When Disney and Pixar’s “The Incredibles” released in 2004, it portrayed the Parr family as super-powered superheroes struggling with marital problems, mid-life crisis, and children coming to terms with being different. This weekend, The Incredibles returned to the big screen in a sequel that took 14 years to make, and considering it broke a number of box office records, it seems audiences thought it was worth the wait.

The sequel picks up seconds after the original movie ends, with Bob and Helen Parr (voiced by Craig T. Nelson and Holly Hunter) and their children Violet (Sarah Vowell), Dash (Huck Milner), and baby Jack-Jack squaring off against a new supervillain, the mole-like Underminer, alongside their superhero friend Lucius aka Frozone (Samuel L. Jackson). Things quickly disintegrate, and already unemployed after the events of the first film, Bob and Helen learn the program that has always helped support and hide superheroes has been canceled, leaving them homeless and jobless.

Help arrives in the form of two wealthy siblings who want to launch a PR campaign to make superheroes legal and accepted again. The catch is they only want Helen as Elastigirl for their marketing project because Bob as Mr. Incredible is too destructive. Reluctantly, Helen agrees, which means Bob has to stay at home and raise the kids — which is not as easy as he believes it will be. When a new supervillain named The Screenslaver uses technology to hypnotize people into doing bad deeds, Helen must find a way to stop him while Bob deals with his adolescent daughter’s problems and Jack-Jack’s emerging superpowers.

How appropriate is this movie for kids?

As fans of the first movie know, there is a lot of superhero violence as The Incredibles take on different supervillains.

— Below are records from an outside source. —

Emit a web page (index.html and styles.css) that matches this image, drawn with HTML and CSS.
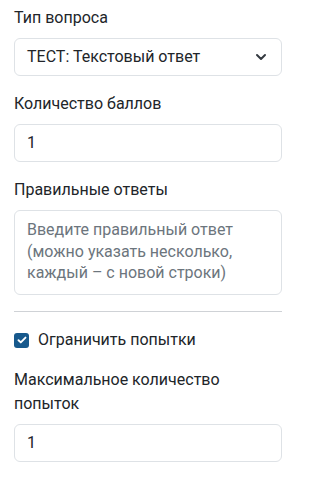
FILE: index.html
```html
<!DOCTYPE html>
<html lang="ru">
<head>
<meta charset="utf-8">
<link rel="stylesheet" href="styles.css">
</head>
<body>
<div class="panel">
  <div class="field">
    <label class="label">Тип вопроса</label>
    <div class="select">
      <span class="select-text">ТЕСТ: Текстовый ответ</span>
      <svg class="chevron" width="12" height="8" viewBox="0 0 12 8"><path d="M2 2l4 4 4-4" fill="none" stroke="#343a40" stroke-width="2" stroke-linecap="round" stroke-linejoin="round"/></svg>
    </div>
  </div>
  <div class="field">
    <label class="label">Количество баллов</label>
    <div class="input">1</div>
  </div>
  <div class="field">
    <label class="label">Правильные ответы</label>
    <div class="textarea">Введите правильный ответ (можно указать несколько, каждый – с новой строки)</div>
  </div>
  <hr class="divider">
  <div class="check-row">
    <span class="checkbox"><svg width="10" height="8" viewBox="0 0 10 8"><path d="M1.5 4.2l2.3 2.2L8.5 1.6" fill="none" stroke="#fff" stroke-width="1.9" stroke-linecap="round" stroke-linejoin="round"/></svg></span>
    <span class="check-label">Ограничить попытки</span>
  </div>
  <div class="field">
    <label class="label">Максимальное количество попыток</label>
    <div class="input">1</div>
  </div>
</div>
</body>
</html>
```
FILE: styles.css
```css
html, body {
  margin: 0;
  padding: 0;
  background: #ffffff;
}
body {
  font-family: Roboto, "Liberation Sans", sans-serif;
  font-size: 16px;
  color: #212529;
}
.panel {
  box-sizing: border-box;
  width: 296px;
  padding: 6px 14px 0 14px;
  display: flex;
  flex-direction: column;
}
.field {
  display: flex;
  flex-direction: column;
  gap: 8px;
  margin-bottom: 16px;
}
.label {
  line-height: 24px;
  color: #212529;
}
.select, .input {
  box-sizing: border-box;
  height: 38px;
  border: 1px solid #dee2e6;
  border-radius: 6px;
  padding: 0 12px;
  display: flex;
  align-items: center;
  line-height: 24px;
  color: #212529;
}
.select {
  justify-content: space-between;
  padding-right: 14px;
}
.chevron {
  display: block;
}
.textarea {
  box-sizing: border-box;
  height: 85px;
  border: 1px solid #dee2e6;
  border-radius: 6px;
  padding: 8px 12px;
  line-height: 21.5px;
  color: #6c757d;
}
.divider {
  border: 0;
  border-top: 1px solid #cfd2d6;
  margin: 0 0 16px 0;
  height: 0;
}
.check-row {
  display: flex;
  align-items: center;
  gap: 9px;
  line-height: 24px;
  margin-bottom: 16px;
}
.checkbox {
  width: 15px;
  height: 15px;
  border-radius: 3px;
  background: #17598c;
  display: flex;
  align-items: center;
  justify-content: center;
}
.checkbox svg {
  display: block;
}
```
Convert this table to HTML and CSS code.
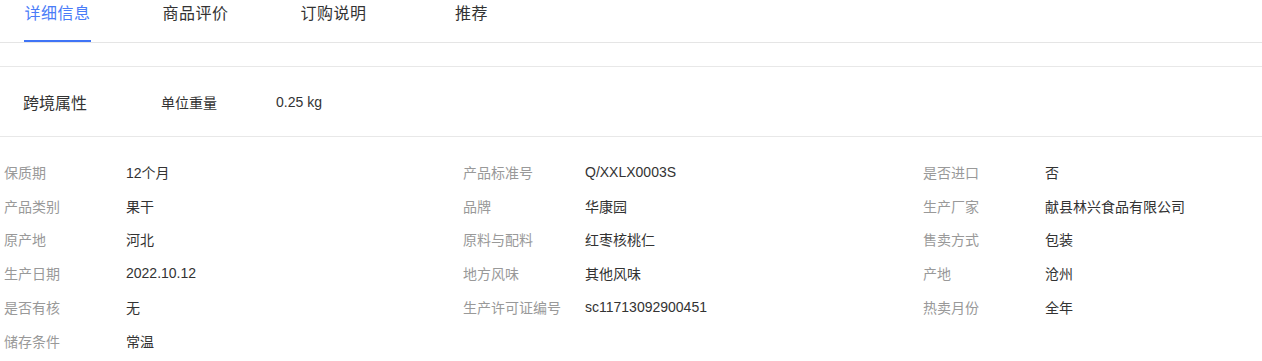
FILE: index.html
```html
<!DOCTYPE html>
<html lang="zh-CN">
  <head>
    <meta charset="UTF-8" />
    <meta name="viewport" content="width=device-width, initial-scale=1.0" />
    <title>商品详情</title>
    <link rel="stylesheet" href="styles.css">
  </head>
  <body>
    <div class="tabs">
      <div class="tab active"><span>详细信息</span></div>
      <div class="tab"><span>商品评价</span></div>
      <div class="tab"><span>订购说明</span></div>
      <div class="tab"><span>推荐</span></div>
    </div>

    <div class="cross-border">
      <div class="cb-title">跨境属性</div>
      <div class="cb-name">单位重量</div>
      <div class="cb-value">0.25 kg</div>
    </div>

    <div class="params">
      <div class="param"><span class="label">保质期</span><span class="value">12个月</span></div>
      <div class="param"><span class="label">产品标准号</span><span class="value">Q/XXLX0003S</span></div>
      <div class="param"><span class="label">是否进口</span><span class="value">否</span></div>
      <div class="param"><span class="label">产品类别</span><span class="value">果干</span></div>
      <div class="param"><span class="label">品牌</span><span class="value">华康园</span></div>
      <div class="param"><span class="label">生产厂家</span><span class="value">献县林兴食品有限公司</span></div>
      <div class="param"><span class="label">原产地</span><span class="value">河北</span></div>
      <div class="param"><span class="label">原料与配料</span><span class="value">红枣核桃仁</span></div>
      <div class="param"><span class="label">售卖方式</span><span class="value">包装</span></div>
      <div class="param"><span class="label">生产日期</span><span class="value">2022.10.12</span></div>
      <div class="param"><span class="label">地方风味</span><span class="value">其他风味</span></div>
      <div class="param"><span class="label">产地</span><span class="value">沧州</span></div>
      <div class="param"><span class="label">是否有核</span><span class="value">无</span></div>
      <div class="param"><span class="label">生产许可证编号</span><span class="value">sc11713092900451</span></div>
      <div class="param"><span class="label">热卖月份</span><span class="value">全年</span></div>
      <div class="param"><span class="label">储存条件</span><span class="value">常温</span></div>
    </div>
  </body>
</html>
```

FILE: styles.css
```css
* {
  margin: 0;
  padding: 0;
  box-sizing: border-box;
}
html,
body {
  width: 100%;
  height: 100%;
  overflow: hidden;
  background: #fff;
  color: #333;
  font-family: "Liberation Sans", "Noto Sans CJK SC", sans-serif;
}

/* 顶部选项卡 */
.tabs {
  display: flex;
  gap: 23px;
  height: 43px;
  border-bottom: 1px solid #e5e5e5;
}
.tab {
  width: 115px;
  display: flex;
  justify-content: center;
  font-size: 16px;
  line-height: 28px;
  color: #333;
  cursor: pointer;
}
.tab span {
  display: block;
  height: 42px;
  letter-spacing: 0.5px;
}
.tab.active {
  color: #4a7cf8;
}
.tab.active span {
  border-bottom: 2px solid #3f74f6;
}

/* 跨境属性 */
.cross-border {
  display: flex;
  align-items: center;
  margin-top: 23px;
  height: 71px;
  padding-left: 23px;
  border-top: 1px solid #e8e8e8;
  border-bottom: 1px solid #e8e8e8;
}
.cb-title {
  width: 138px;
  font-size: 16px;
}
.cb-name {
  width: 115px;
  font-size: 14px;
}
.cb-value {
  font-size: 14px;
}

/* 商品参数 */
.params {
  display: grid;
  grid-template-columns: 459px 460px 1fr;
  grid-auto-rows: 33.8px;
  padding: 18px 0 0 4px;
  font-size: 14px;
}
.param {
  display: flex;
  align-items: center;
}
.label {
  width: 122px;
  color: #999;
}
.value {
  color: #333;
}
```
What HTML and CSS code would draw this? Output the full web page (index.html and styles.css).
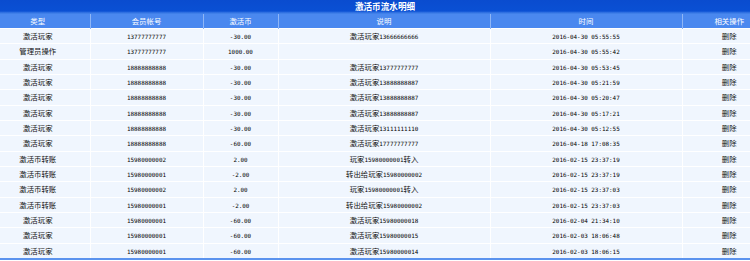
FILE: index.html
```html
<!DOCTYPE html>
<html>
<head>
<meta charset="utf-8">
<link rel="stylesheet" href="styles.css">
</head>
<body>
<div class="panel">
  <div class="title">激活币流水明细</div>
  <table class="grid">
    <colgroup>
      <col class="c1"><col class="c2"><col class="c3"><col class="c4"><col class="c5"><col class="c6">
    </colgroup>
    <thead>
      <tr><th class="first">类型</th><th>会员帐号</th><th>激活币</th><th>说明</th><th>时间</th><th class="last">相关操作</th></tr>
    </thead>
    <tbody>
      <tr><td class="first">激活玩家</td><td><span class="n">13777777777</span></td><td><span class="n">-30.00</span></td><td>激活玩家<span class="n">13666666666</span></td><td><span class="n">2016-04-30 05:55:55</span></td><td class="last">删除</td></tr>
      <tr><td class="first">管理员操作</td><td><span class="n">13777777777</span></td><td><span class="n">1000.00</span></td><td></td><td><span class="n">2016-04-30 05:55:42</span></td><td class="last">删除</td></tr>
      <tr><td class="first">激活玩家</td><td><span class="n">18888888888</span></td><td><span class="n">-30.00</span></td><td>激活玩家<span class="n">13777777777</span></td><td><span class="n">2016-04-30 05:53:45</span></td><td class="last">删除</td></tr>
      <tr><td class="first">激活玩家</td><td><span class="n">18888888888</span></td><td><span class="n">-30.00</span></td><td>激活玩家<span class="n">13888888887</span></td><td><span class="n">2016-04-30 05:21:59</span></td><td class="last">删除</td></tr>
      <tr><td class="first">激活玩家</td><td><span class="n">18888888888</span></td><td><span class="n">-30.00</span></td><td>激活玩家<span class="n">13888888887</span></td><td><span class="n">2016-04-30 05:20:47</span></td><td class="last">删除</td></tr>
      <tr><td class="first">激活玩家</td><td><span class="n">18888888888</span></td><td><span class="n">-30.00</span></td><td>激活玩家<span class="n">13888888887</span></td><td><span class="n">2016-04-30 05:17:21</span></td><td class="last">删除</td></tr>
      <tr><td class="first">激活玩家</td><td><span class="n">18888888888</span></td><td><span class="n">-30.00</span></td><td>激活玩家<span class="n">13111111110</span></td><td><span class="n">2016-04-30 05:12:55</span></td><td class="last">删除</td></tr>
      <tr><td class="first">激活玩家</td><td><span class="n">18888888888</span></td><td><span class="n">-60.00</span></td><td>激活玩家<span class="n">17777777777</span></td><td><span class="n">2016-04-18 17:08:35</span></td><td class="last">删除</td></tr>
      <tr><td class="first">激活币转账</td><td><span class="n">15980000002</span></td><td><span class="n">2.00</span></td><td>玩家<span class="n">15980000001</span>转入</td><td><span class="n">2016-02-15 23:37:19</span></td><td class="last">删除</td></tr>
      <tr><td class="first">激活币转账</td><td><span class="n">15980000001</span></td><td><span class="n">-2.00</span></td><td>转出给玩家<span class="n">15980000002</span></td><td><span class="n">2016-02-15 23:37:19</span></td><td class="last">删除</td></tr>
      <tr><td class="first">激活币转账</td><td><span class="n">15980000002</span></td><td><span class="n">2.00</span></td><td>玩家<span class="n">15980000001</span>转入</td><td><span class="n">2016-02-15 23:37:03</span></td><td class="last">删除</td></tr>
      <tr><td class="first">激活币转账</td><td><span class="n">15980000001</span></td><td><span class="n">-2.00</span></td><td>转出给玩家<span class="n">15980000002</span></td><td><span class="n">2016-02-15 23:37:03</span></td><td class="last">删除</td></tr>
      <tr><td class="first">激活玩家</td><td><span class="n">15980000001</span></td><td><span class="n">-60.00</span></td><td>激活玩家<span class="n">15980000018</span></td><td><span class="n">2016-02-04 21:34:10</span></td><td class="last">删除</td></tr>
      <tr><td class="first">激活玩家</td><td><span class="n">15980000001</span></td><td><span class="n">-60.00</span></td><td>激活玩家<span class="n">15980000015</span></td><td><span class="n">2016-02-03 18:06:48</span></td><td class="last">删除</td></tr>
      <tr><td class="first">激活玩家</td><td><span class="n">15980000001</span></td><td><span class="n">-60.00</span></td><td>激活玩家<span class="n">15980000014</span></td><td><span class="n">2016-02-03 18:06:15</span></td><td class="last">删除</td></tr>
    </tbody>
  </table>
</div>
</body>
</html>
```

FILE: styles.css
```css
html, body {
  margin: 0;
  padding: 0;
  background: #ffffff;
}
body {
  font-family: "Noto Sans CJK SC", "Noto Sans", sans-serif;
  color: #111;
  overflow: hidden;
}
.panel {
  width: 750px;
  border-bottom: 2px solid #5b93ee;
}
.title {
  height: 13px;
  line-height: 13px;
  background: linear-gradient(#0a4ccf, #0a50d4 85%, #3b7ae6);
  color: #ffffff;
  font-weight: bold;
  font-size: 8.6px;
  text-align: center;
  padding-left: 20px;
  overflow: hidden;
}
.grid {
  width: 750px;
  border-collapse: collapse;
  table-layout: fixed;
}
.c1 { width: 90px; }
.c2 { width: 113px; }
.c3 { width: 75px; }
.c4 { width: 212px; }
.c5 { width: 192px; }
.c6 { width: 68px; }
th, td {
  padding: 0;
  text-align: center;
  font-size: 7.4px;
  white-space: nowrap;
  overflow: hidden;
}
th {
  height: 14px;
  line-height: 14px;
  background: #4a88ef;
  color: #ffffff;
  font-weight: normal;
  border-left: 1px solid #8fb6f6;
  border-top: 1px solid #3f7fe8;
}
td {
  height: 14.33px;
  line-height: 14.33px;
  background: #f0f6fe;
  border-left: 1px solid #ffffff;
  border-top: 1px solid #ffffff;
}
th.first, td.first { border-left: none; }
.first { padding-right: 14px; }
.last { padding-left: 26px; }
.n {
  font-family: "DejaVu Sans Mono", "Liberation Mono", monospace;
  font-size: 5.9px;
  line-height: 1;
  color: #000;
}
```
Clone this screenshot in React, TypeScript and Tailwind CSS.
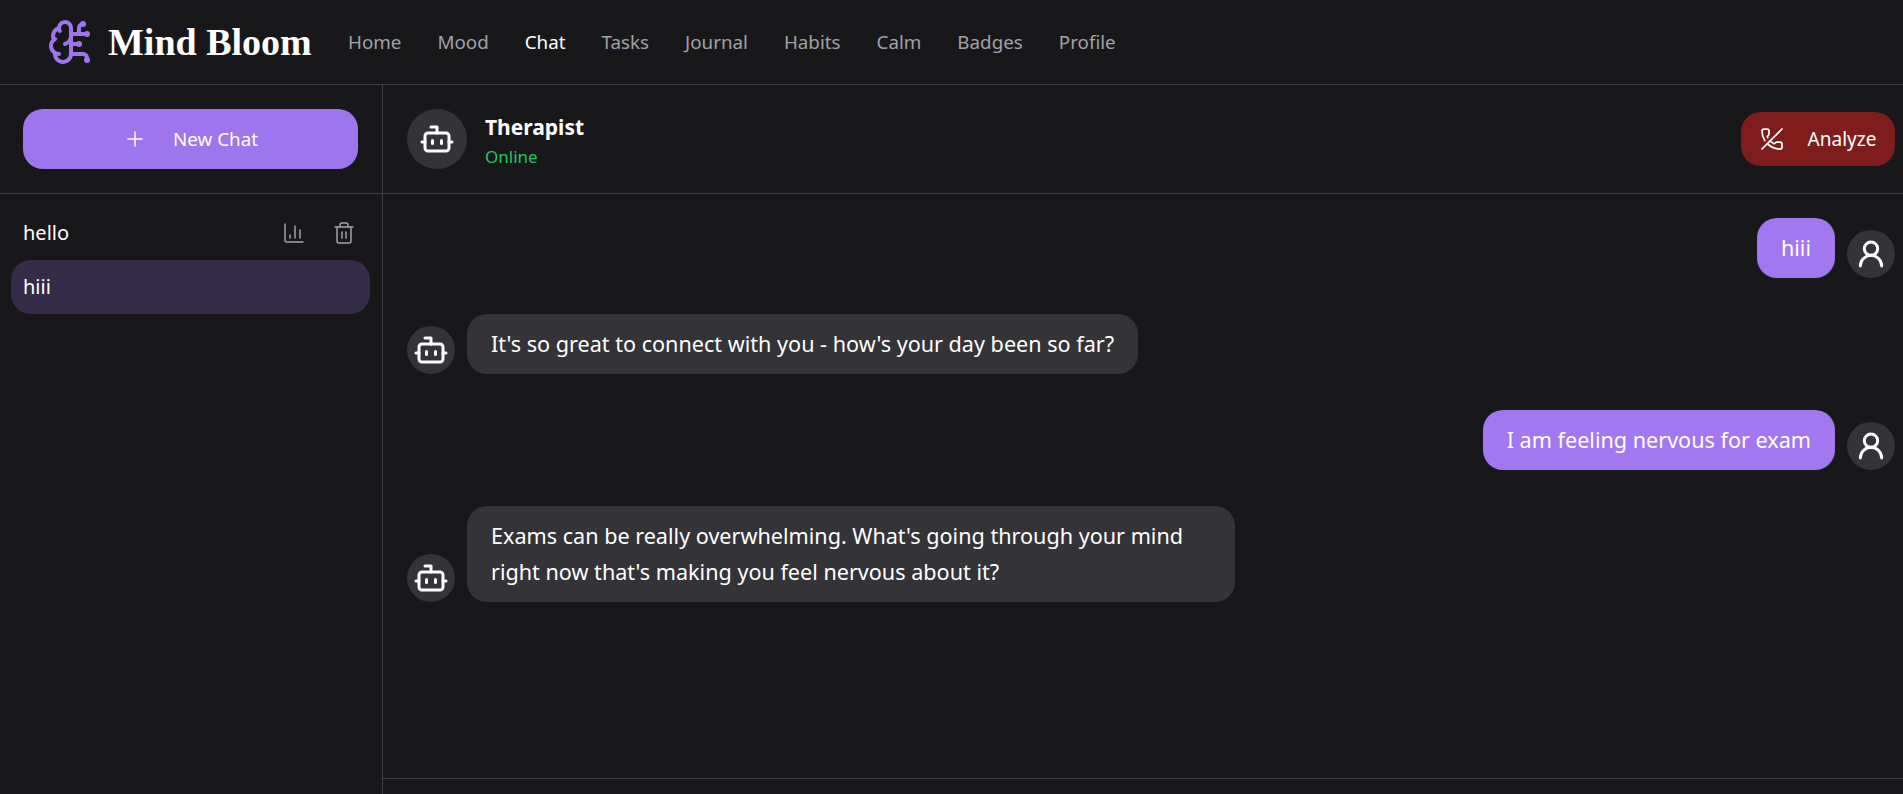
import React from "react";
import { Bot, BrainCircuit, ChartColumn, PhoneOff, Plus, Trash2, UserRound } from "lucide-react";

const navLinks = ["Home", "Mood", "Chat", "Tasks", "Journal", "Habits", "Calm", "Badges", "Profile"];

const Avatar = ({ user }: { user?: boolean }) => (
  <div className="flex h-12 w-12 shrink-0 items-center justify-center rounded-full bg-[#333338] text-white">
    {user ? <UserRound size={32} strokeWidth={2.2} /> : <Bot size={36} strokeWidth={2} />}
  </div>
);

const messages = [
  { id: 1, user: true, text: "hiii" },
  { id: 2, user: false, text: "It's so great to connect with you - how's your day been so far?" },
  { id: 3, user: true, text: "I am feeling nervous for exam" },
  {
    id: 4,
    user: false,
    text: "Exams can be really overwhelming. What's going through your mind right now that's making you feel nervous about it?",
  },
];

export default function App() {
  return (
    <div className="flex h-[794px] flex-col overflow-hidden bg-[#18181b] font-['Noto_Sans','Liberation_Sans',sans-serif] text-white">
      {/* Navbar */}
      <header className="flex h-[85px] shrink-0 items-center border-b border-[#3f3f46] pl-[47px]">
        <div className="flex w-[301px] items-center gap-[13px]">
          <BrainCircuit size={48} strokeWidth={2} className="text-[#9f75ee]" />
          <span className="font-['Liberation_Serif',serif] text-[38px] font-bold">Mind Bloom</span>
        </div>
        <nav className="flex items-center gap-9 text-[18.8px] text-[#a1a1aa]">
          {navLinks.map((link) => (
            <a key={link} className={link === "Chat" ? "text-white" : ""}>
              {link}
            </a>
          ))}
        </nav>
      </header>

      <div className="flex min-h-0 flex-1">
        {/* Sidebar */}
        <aside className="w-[383px] shrink-0 border-r border-[#3f3f46]">
          <div className="h-[109px] border-b border-[#3f3f46] px-[23px] pt-6">
            <button className="flex h-[60px] w-[335px] items-center justify-center gap-[26px] rounded-[20px] bg-[#9f75ee] text-[18.8px]">
              <Plus size={24} strokeWidth={1.5} />
              New Chat
            </button>
          </div>
          <div className="pl-[11px] pr-3 pt-3 text-[20px]">
            <div className="flex h-[54px] items-center justify-between rounded-[20px] pl-3 pr-[14px]">
              <span>hello</span>
              <div className="flex items-center gap-[26px] text-[#a1a1aa]">
                <ChartColumn size={24} strokeWidth={1.5} />
                <Trash2 size={24} strokeWidth={1.5} />
              </div>
            </div>
            <div className="flex h-[54px] items-center rounded-[20px] bg-[#352c49] px-3">hiii</div>
          </div>
        </aside>

        {/* Chat */}
        <main className="flex min-w-0 flex-1 flex-col">
          <div className="flex h-[109px] shrink-0 items-center justify-between border-b border-[#3f3f46] pl-6 pr-2">
            <div className="flex items-center gap-[18px]">
              <div className="flex h-[60px] w-[60px] items-center justify-center rounded-full bg-[#333338]">
                <Bot size={36} strokeWidth={2} />
              </div>
              <div className="pt-[2px]">
                <div className="text-[21px] font-bold leading-8">Therapist</div>
                <div className="mt-[2px] text-[17px] leading-6 text-[#22c55e]">Online</div>
              </div>
            </div>
            <button className="flex h-[54px] w-[154px] items-center justify-center gap-6 rounded-[20px] bg-[#7f1d1d] text-[19px]">
              <PhoneOff size={24} strokeWidth={1.75} />
              Analyze
            </button>
          </div>

          <div className="flex flex-1 flex-col gap-9 pb-6 pl-6 pr-2 pt-6 text-[21.6px] leading-9">
            {messages.map((m) =>
              m.user ? (
                <div key={m.id} className="flex items-end justify-end gap-3">
                  <div className="rounded-[20px] bg-[#a277f0] px-6 py-3">{m.text}</div>
                  <Avatar user />
                </div>
              ) : (
                <div key={m.id} className="flex items-end gap-3">
                  <Avatar />
                  <div className="max-w-[768px] rounded-[20px] bg-[#333338] px-6 py-3">{m.text}</div>
                </div>
              ),
            )}
          </div>

          <div className="h-4 shrink-0 border-t border-[#3f3f46]" />
        </main>
      </div>
    </div>
  );
}
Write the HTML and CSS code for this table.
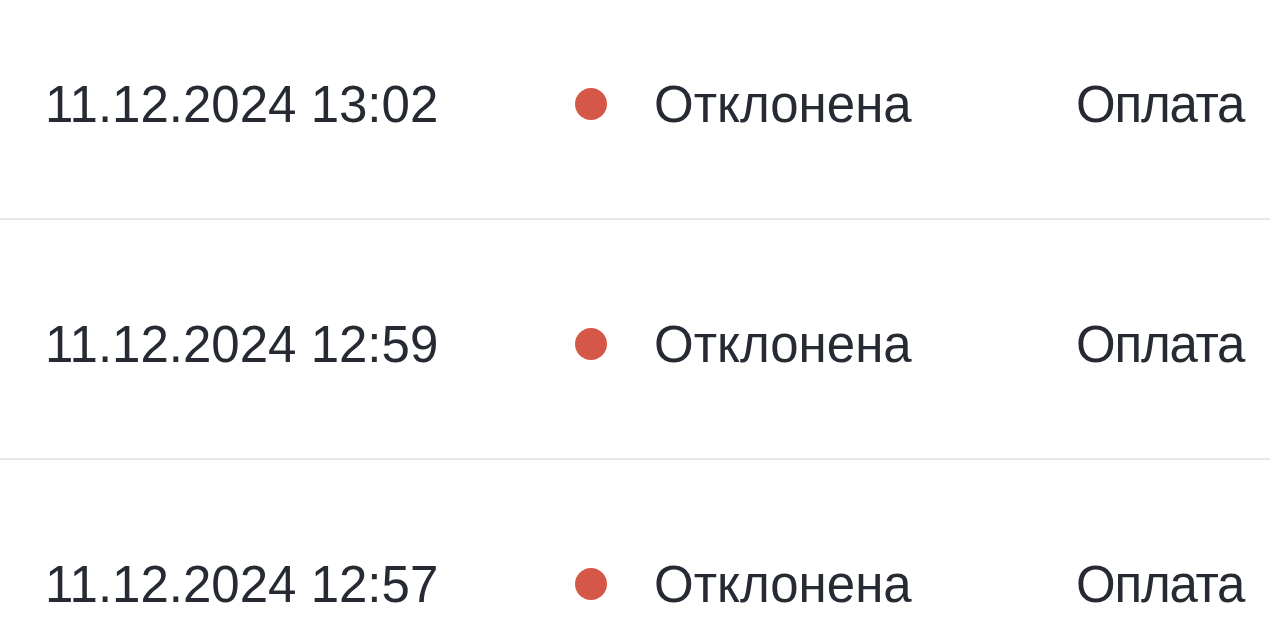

Vehicles crash, or almost crash, into buildings, Characters use their superpowers to fight each other. A train full of people almost derails. It’s all par for the course. Jack-Jack’s emerging superpowers are also violent at times, especially when he takes on a raccoon, which he wrestles, punches, shoots lasers at, attempts to set on fire, and tries to destroy — all done for laughs. There isn’t much profanity, but characters do say “d—n,” “h---,” “crap” and that something “sucked.”

Theaters have also posted signs at the studio’s urging to warn audiences that some scenes contain flashing lights that could trigger symptoms in people with seizures and vision problems.

Overall, “The Incredibles 2” is a fun, family-friendly superhero adventure, but it has some positive messages at its core. The most obvious is that parenting is the most heroic act any person can undertake. As Bob says, “I’ve got to succeed so she can succeed so we can succeed.”

Rated PG for action sequences and some brief mild language, “The Incredibles 2” is now playing in theaters nationwide.